* start GIVEN INFORMATION *
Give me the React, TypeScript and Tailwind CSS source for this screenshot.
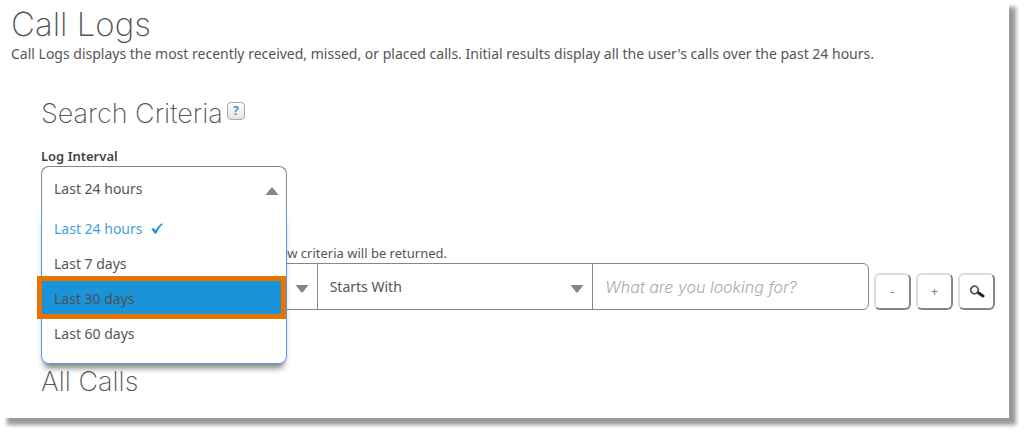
* end GIVEN INFORMATION *
* start GIVEN INFORMATION *
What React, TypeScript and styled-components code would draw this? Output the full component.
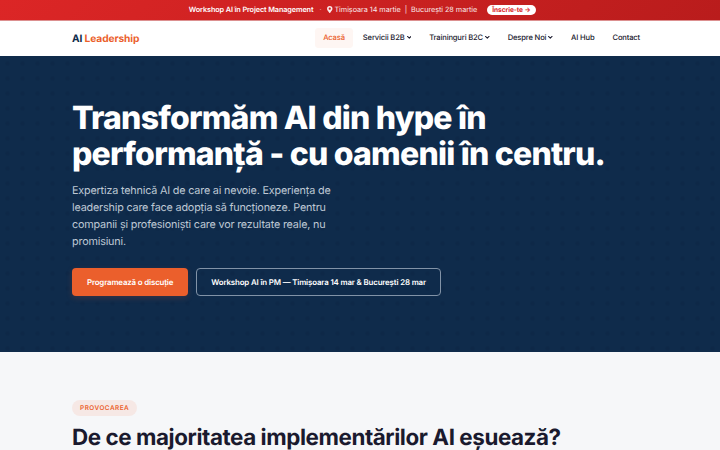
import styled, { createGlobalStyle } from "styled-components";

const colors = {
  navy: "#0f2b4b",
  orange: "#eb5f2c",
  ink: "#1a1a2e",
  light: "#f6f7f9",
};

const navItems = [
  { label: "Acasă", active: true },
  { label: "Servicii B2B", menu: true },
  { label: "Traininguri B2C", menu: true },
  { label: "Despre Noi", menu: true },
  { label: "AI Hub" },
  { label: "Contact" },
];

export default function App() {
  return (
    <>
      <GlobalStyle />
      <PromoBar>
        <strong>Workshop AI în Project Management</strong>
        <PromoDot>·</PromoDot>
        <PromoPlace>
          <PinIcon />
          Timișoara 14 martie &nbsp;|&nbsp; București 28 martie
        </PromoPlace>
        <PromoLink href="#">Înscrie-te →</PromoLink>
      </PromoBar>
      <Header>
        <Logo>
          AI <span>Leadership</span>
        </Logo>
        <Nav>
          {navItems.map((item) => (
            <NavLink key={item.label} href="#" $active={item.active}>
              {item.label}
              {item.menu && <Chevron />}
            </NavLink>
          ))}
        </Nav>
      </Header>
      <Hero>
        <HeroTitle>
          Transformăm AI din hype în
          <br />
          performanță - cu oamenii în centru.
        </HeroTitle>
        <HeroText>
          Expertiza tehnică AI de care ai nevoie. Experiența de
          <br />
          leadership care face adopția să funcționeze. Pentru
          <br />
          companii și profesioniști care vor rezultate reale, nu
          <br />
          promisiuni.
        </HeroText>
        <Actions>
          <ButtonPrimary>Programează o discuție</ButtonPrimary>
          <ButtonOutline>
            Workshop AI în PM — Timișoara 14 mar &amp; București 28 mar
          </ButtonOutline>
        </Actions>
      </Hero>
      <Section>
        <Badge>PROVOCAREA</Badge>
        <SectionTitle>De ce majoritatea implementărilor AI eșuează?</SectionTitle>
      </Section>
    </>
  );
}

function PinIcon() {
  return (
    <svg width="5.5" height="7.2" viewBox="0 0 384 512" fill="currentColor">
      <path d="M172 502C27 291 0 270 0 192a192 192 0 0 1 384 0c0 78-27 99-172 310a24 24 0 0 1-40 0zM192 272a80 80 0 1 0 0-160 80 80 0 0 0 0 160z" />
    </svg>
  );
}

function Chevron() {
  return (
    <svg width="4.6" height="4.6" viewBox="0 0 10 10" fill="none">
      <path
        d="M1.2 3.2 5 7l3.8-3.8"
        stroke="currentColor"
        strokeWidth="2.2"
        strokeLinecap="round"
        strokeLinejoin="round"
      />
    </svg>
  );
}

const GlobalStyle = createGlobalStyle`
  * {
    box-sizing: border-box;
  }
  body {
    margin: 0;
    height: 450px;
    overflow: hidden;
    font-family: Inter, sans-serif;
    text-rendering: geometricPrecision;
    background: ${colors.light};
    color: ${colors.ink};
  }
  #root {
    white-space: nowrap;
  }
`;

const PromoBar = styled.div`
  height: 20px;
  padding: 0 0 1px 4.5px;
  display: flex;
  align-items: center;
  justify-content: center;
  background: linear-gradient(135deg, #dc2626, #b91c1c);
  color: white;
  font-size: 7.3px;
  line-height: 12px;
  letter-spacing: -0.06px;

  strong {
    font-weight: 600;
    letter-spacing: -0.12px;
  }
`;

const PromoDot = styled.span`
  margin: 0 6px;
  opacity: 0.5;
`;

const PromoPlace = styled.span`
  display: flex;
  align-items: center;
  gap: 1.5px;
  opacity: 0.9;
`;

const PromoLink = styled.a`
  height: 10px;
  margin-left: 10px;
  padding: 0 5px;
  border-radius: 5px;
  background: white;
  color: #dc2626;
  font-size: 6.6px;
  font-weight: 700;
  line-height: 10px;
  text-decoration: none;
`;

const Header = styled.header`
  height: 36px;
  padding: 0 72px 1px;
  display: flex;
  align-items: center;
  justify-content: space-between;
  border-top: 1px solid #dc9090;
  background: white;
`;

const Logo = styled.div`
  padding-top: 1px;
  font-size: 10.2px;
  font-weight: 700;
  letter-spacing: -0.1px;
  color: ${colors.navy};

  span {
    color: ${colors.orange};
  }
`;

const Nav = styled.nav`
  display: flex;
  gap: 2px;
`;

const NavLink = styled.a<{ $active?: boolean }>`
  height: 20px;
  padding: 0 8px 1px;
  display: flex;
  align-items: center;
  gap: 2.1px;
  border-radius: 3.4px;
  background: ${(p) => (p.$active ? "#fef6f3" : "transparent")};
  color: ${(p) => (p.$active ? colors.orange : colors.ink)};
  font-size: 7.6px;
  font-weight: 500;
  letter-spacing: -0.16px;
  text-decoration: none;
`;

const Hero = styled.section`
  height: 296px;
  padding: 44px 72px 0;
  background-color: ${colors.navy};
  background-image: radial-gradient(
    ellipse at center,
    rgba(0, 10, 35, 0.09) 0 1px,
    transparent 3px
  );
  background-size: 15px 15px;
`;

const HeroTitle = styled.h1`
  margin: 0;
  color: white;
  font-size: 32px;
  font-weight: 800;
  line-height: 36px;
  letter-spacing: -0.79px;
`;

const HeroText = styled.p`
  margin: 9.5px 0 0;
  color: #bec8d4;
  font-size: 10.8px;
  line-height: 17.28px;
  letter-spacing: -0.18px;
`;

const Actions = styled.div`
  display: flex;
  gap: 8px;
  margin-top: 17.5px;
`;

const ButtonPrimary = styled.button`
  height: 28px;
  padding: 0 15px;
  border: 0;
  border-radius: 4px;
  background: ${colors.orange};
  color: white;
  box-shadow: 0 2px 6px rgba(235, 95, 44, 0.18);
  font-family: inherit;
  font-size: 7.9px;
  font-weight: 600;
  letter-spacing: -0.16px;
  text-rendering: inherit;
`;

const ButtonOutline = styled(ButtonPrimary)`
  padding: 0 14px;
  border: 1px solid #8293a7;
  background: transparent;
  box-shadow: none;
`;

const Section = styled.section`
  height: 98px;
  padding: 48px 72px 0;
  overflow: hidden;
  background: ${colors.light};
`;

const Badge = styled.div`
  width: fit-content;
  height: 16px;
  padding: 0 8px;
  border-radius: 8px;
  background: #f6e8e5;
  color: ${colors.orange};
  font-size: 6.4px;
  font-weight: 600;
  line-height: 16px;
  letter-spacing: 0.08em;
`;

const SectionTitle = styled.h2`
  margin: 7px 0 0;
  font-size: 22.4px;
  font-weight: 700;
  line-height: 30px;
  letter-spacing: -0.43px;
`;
* end GIVEN INFORMATION *
* start GIVEN INFORMATION *
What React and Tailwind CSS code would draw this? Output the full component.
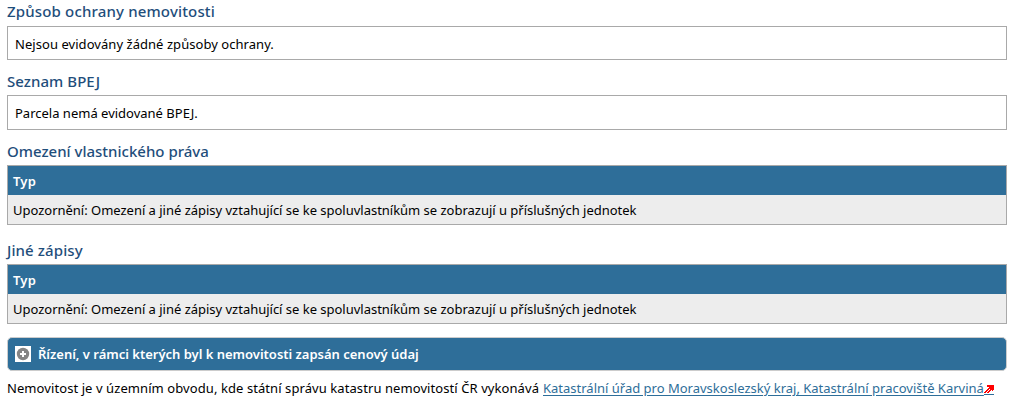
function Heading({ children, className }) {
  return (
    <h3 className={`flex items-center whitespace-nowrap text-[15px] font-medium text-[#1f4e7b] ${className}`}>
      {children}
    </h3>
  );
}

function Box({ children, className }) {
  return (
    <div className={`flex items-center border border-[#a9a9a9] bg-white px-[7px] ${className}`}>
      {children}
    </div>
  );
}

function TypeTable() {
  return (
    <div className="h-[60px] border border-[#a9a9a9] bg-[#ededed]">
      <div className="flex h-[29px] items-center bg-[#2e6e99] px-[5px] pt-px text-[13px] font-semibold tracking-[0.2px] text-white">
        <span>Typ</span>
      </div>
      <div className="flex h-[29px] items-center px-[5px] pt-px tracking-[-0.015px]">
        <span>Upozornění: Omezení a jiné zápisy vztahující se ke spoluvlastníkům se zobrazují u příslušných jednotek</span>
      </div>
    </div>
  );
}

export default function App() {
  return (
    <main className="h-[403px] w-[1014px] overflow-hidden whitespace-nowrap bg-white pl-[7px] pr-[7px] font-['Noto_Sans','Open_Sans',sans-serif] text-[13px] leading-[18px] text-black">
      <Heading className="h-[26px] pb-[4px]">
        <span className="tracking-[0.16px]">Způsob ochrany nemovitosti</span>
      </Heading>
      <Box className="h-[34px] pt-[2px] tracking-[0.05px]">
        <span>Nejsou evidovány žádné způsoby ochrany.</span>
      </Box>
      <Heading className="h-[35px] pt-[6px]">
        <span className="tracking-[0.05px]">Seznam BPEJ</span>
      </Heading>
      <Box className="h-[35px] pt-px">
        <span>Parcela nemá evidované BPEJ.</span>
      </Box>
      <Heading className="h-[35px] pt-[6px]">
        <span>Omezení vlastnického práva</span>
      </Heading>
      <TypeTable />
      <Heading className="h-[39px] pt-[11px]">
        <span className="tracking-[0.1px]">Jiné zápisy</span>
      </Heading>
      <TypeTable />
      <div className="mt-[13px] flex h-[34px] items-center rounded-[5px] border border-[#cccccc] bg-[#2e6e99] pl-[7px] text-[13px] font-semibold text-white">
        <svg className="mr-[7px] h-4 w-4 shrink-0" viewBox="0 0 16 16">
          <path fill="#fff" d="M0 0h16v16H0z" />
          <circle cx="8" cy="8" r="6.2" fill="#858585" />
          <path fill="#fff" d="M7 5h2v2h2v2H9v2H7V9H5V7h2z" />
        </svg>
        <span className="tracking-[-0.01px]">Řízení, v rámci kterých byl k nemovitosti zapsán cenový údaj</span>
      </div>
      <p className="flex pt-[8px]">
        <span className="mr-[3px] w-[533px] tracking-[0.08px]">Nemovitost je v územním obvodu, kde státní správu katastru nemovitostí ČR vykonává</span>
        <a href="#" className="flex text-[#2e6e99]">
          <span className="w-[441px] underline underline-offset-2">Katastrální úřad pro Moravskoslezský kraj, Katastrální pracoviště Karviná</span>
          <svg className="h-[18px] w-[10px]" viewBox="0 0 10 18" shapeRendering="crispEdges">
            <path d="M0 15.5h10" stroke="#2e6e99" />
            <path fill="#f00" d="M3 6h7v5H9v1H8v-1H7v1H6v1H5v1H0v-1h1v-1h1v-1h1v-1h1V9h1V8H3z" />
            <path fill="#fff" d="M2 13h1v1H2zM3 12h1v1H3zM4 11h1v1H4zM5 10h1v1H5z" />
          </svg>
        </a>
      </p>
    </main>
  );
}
* end GIVEN INFORMATION *
- _GOAL_
Find every line containing the word "full", then give the total and nothing more.

- _ANSWER TO THIS EXERCISE_
2